Start with the rebels: we think it’s fairly unlikely a new pan-British political movement is going to find much luck if it starts in Northern Ireland or Split Scotland, so we can discredit those two sets of seats. The target for an insurgency coming from either of The Knife-Edge Northwest or The Centre-Right Southeast would likely be best served by trying to march into Conservative territory in Rural Tories, though probably from quite different perspectives. To indulge Mr. Rees-Mogg a little, a centre-right move on the Tories would probably be somewhat Whiggish, coming from wealthy, liberal Europhiles, while a Northwesterly approach would be a little more Tory – playing up the political advantages of scepticism about Europe, belief in a muscular state and the wealth of high-profile Conservatives in this area. Of these, The Knife-Edge Northwest probably has the advantage in transplanting its local appeal. A Labour insurgency speaking to Welsh concerns would have a big prize at play: the next logical step for one starting in Competitive Cymru would be to make a play for Labour Left-Behind, the second-largest segment, binding together Labour sentiments and Euroscepticism.
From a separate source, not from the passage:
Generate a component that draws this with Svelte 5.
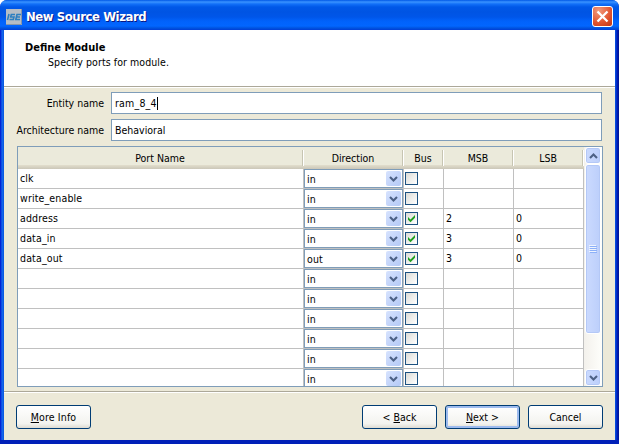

How could the big segments recover after a breakaway faction, or build out their gains to avoid a hung parliament in the next election? Rural Tories, Labour Left-Behind and the Knife-Edge Northwest are all sensible targets for each other: though quite possibly a shift in the balance of power caused by a split would decisively turn the competitive seats in each of these areas to one party or the other.
That leaves Labour London-like politically isolated – almost as far from the other segments as Scotland’s or Wales’ groups: these 121 seats are going to form the battleground between the Corbyn Labour party and the Independent Group. If, breaking with historical precedent, this new grouping captures this territory, expect a smart Labour rump to swing towards trying to unite Labour Left-Behind and the Knife-Edge Northwest and an ambitious Independent Group building out centrist, Europhile appeal into the Centre-Right Southeast.